■ Dataset section:
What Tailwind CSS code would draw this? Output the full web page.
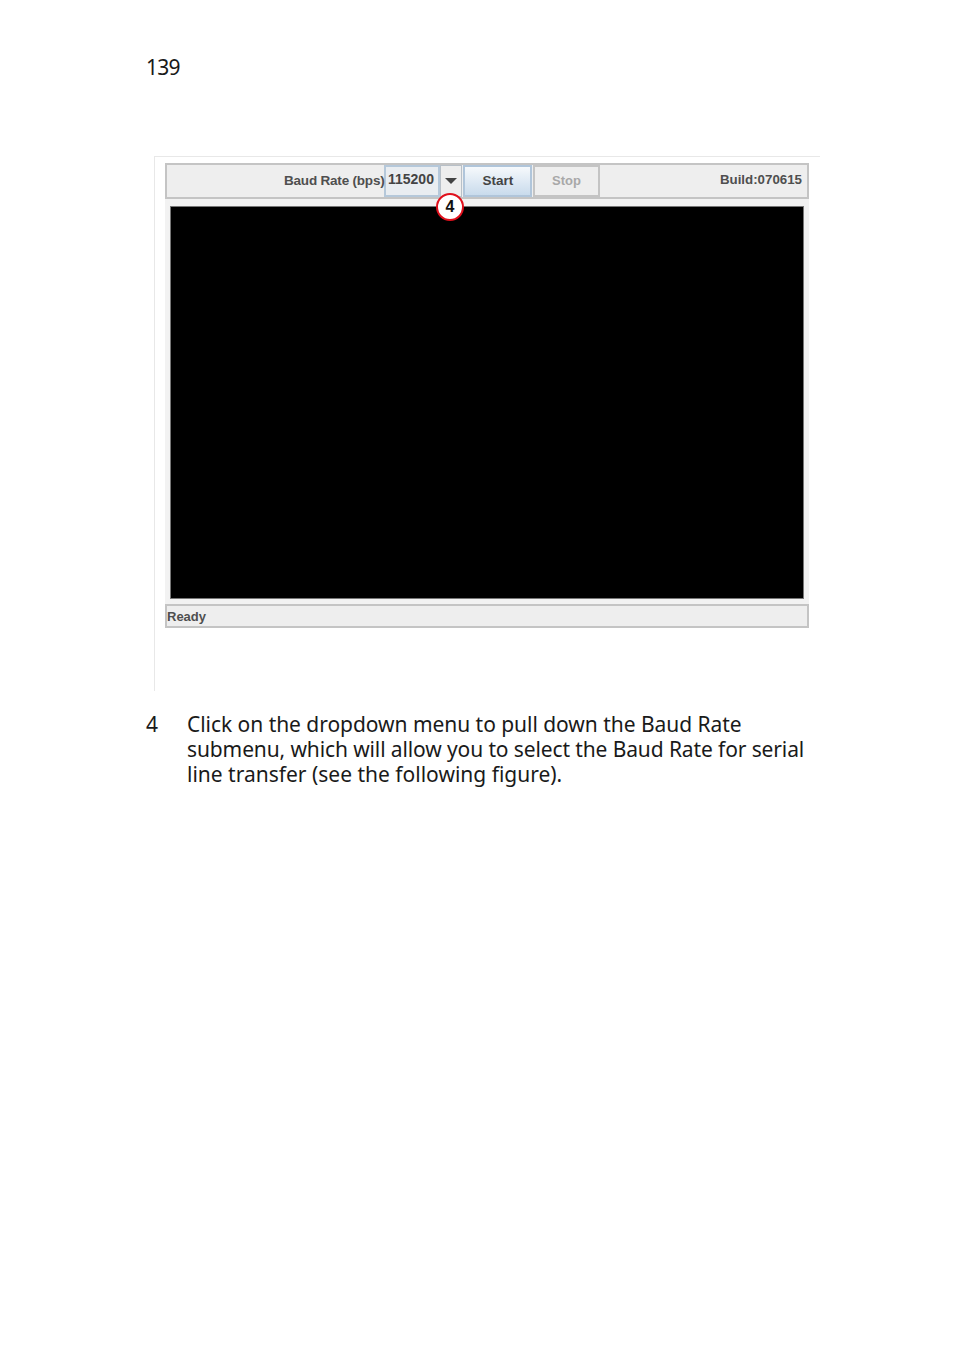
<!DOCTYPE html>
<html><head><meta charset="utf-8">
<script src="https://cdn.jsdelivr.net/npm/@tailwindcss/browser@4"></script>
</head>
<body class="bg-white">
<div class="w-[954px] h-[1369px] overflow-hidden pl-[146px] pt-[55px] font-['Noto_Sans',sans-serif] text-[21px] leading-[25px] text-[#1a1a1a]">
  <div class="h-[26px] tracking-[-0.8px]">139</div>
  <div class="mt-[75px] ml-[8px] w-[666px] h-[535px] border-t border-l border-[#e8e8e8] pl-[10px] pt-[6px] font-['Liberation_Sans',sans-serif] font-bold text-[13px] leading-[16px] text-[#4f4f4f]">
    <div class="w-[644px] h-[36px] border-2 border-[#c4c4c4] bg-[#eeeeee] flex items-center relative">
      <span class="ml-[116px] w-[101px] whitespace-nowrap text-[13.5px] tracking-[-0.2px] translate-x-[1px]">Baud Rate (bps)</span>
      <div class="w-[56px] h-[32px] border-2 border-[#b5c8da] bg-[#e9edf1] text-[#444] text-[14px] pl-[2px] leading-[24px] -mt-[1px]">115200</div>
      <div class="w-[22px] h-[32px] border border-[#b8c0c8] bg-[#eeeeee] flex items-center justify-center -mt-[1px]">
        <svg width="12" height="6" viewBox="0 0 12 6"><path d="M0 0h12L6 6z" fill="#444"/></svg>
      </div>
      <div class="ml-[1px] w-[69px] h-[32px] border-2 border-[#b0c5da] bg-gradient-to-b from-[#f6f9fc] to-[#c9dbec] flex items-center justify-center pl-[1px] text-[13.5px] text-[#444]">Start</div>
      <div class="ml-[1px] w-[67px] h-[32px] border-2 border-[#c4c4c4] bg-[#eeeeee] flex items-center justify-center text-[#a8a8a8]">Stop</div>
      <span class="ml-auto mr-[5px] -mt-[2px] text-[13.3px] text-[#4f4f4f]">Build:070615</span>
      <div class="absolute left-[269px] top-[28px] w-[28px] h-[28px] rounded-full border-2 border-[#e0101c] bg-white flex items-center justify-center text-[#111] text-[16px]">4</div>
    </div>
    <div class="w-[644px] h-[405px] bg-[#f2f2f2] pl-[5px] pt-[7px]">
      <div class="w-[634px] h-[393px] bg-black border border-[#777]"></div>
    </div>
    <div class="w-[644px] h-[24px] border-2 border-[#c4c4c4] bg-[#eeeeee] leading-[21px]">Ready</div>
  </div>
  <div class="mt-[21px] flex">
    <div class="w-[41px]">4</div>
    <div class="w-[640px]"><span class="tracking-[-0.04px]">Click on the dropdown menu to pull down the Baud Rate</span><br><span class="tracking-[-0.115px]">submenu, which will allow you to select the Baud Rate for serial</span><br>line transfer (see the following figure).</div>
  </div>
</div>
</body></html>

■ Given request: Set down the material exactly, every line of it, except for the pictures.

■ Task result:
What Tailwind CSS code would draw this? Output the full web page.
<!DOCTYPE html>
<html><head><meta charset="utf-8">
<script src="https://cdn.jsdelivr.net/npm/@tailwindcss/browser@4"></script>
</head>
<body class="bg-white">
<div class="w-[954px] h-[1369px] overflow-hidden pl-[146px] pt-[55px] font-['Noto_Sans',sans-serif] text-[21px] leading-[25px] text-[#1a1a1a]">
  <div class="h-[26px] tracking-[-0.8px]">139</div>
  <div class="mt-[75px] ml-[8px] w-[666px] h-[535px] border-t border-l border-[#e8e8e8] pl-[10px] pt-[6px] font-['Liberation_Sans',sans-serif] font-bold text-[13px] leading-[16px] text-[#4f4f4f]">
    <div class="w-[644px] h-[36px] border-2 border-[#c4c4c4] bg-[#eeeeee] flex items-center relative">
      <span class="ml-[116px] w-[101px] whitespace-nowrap text-[13.5px] tracking-[-0.2px] translate-x-[1px]">Baud Rate (bps)</span>
      <div class="w-[56px] h-[32px] border-2 border-[#b5c8da] bg-[#e9edf1] text-[#444] text-[14px] pl-[2px] leading-[24px] -mt-[1px]">115200</div>
      <div class="w-[22px] h-[32px] border border-[#b8c0c8] bg-[#eeeeee] flex items-center justify-center -mt-[1px]">
        <svg width="12" height="6" viewBox="0 0 12 6"><path d="M0 0h12L6 6z" fill="#444"/></svg>
      </div>
      <div class="ml-[1px] w-[69px] h-[32px] border-2 border-[#b0c5da] bg-gradient-to-b from-[#f6f9fc] to-[#c9dbec] flex items-center justify-center pl-[1px] text-[13.5px] text-[#444]">Start</div>
      <div class="ml-[1px] w-[67px] h-[32px] border-2 border-[#c4c4c4] bg-[#eeeeee] flex items-center justify-center text-[#a8a8a8]">Stop</div>
      <span class="ml-auto mr-[5px] -mt-[2px] text-[13.3px] text-[#4f4f4f]">Build:070615</span>
      <div class="absolute left-[269px] top-[28px] w-[28px] h-[28px] rounded-full border-2 border-[#e0101c] bg-white flex items-center justify-center text-[#111] text-[16px]">4</div>
    </div>
    <div class="w-[644px] h-[405px] bg-[#f2f2f2] pl-[5px] pt-[7px]">
      <div class="w-[634px] h-[393px] bg-black border border-[#777]"></div>
    </div>
    <div class="w-[644px] h-[24px] border-2 border-[#c4c4c4] bg-[#eeeeee] leading-[21px]">Ready</div>
  </div>
  <div class="mt-[21px] flex">
    <div class="w-[41px]">4</div>
    <div class="w-[640px]"><span class="tracking-[-0.04px]">Click on the dropdown menu to pull down the Baud Rate</span><br><span class="tracking-[-0.115px]">submenu, which will allow you to select the Baud Rate for serial</span><br>line transfer (see the following figure).</div>
  </div>
</div>
</body></html>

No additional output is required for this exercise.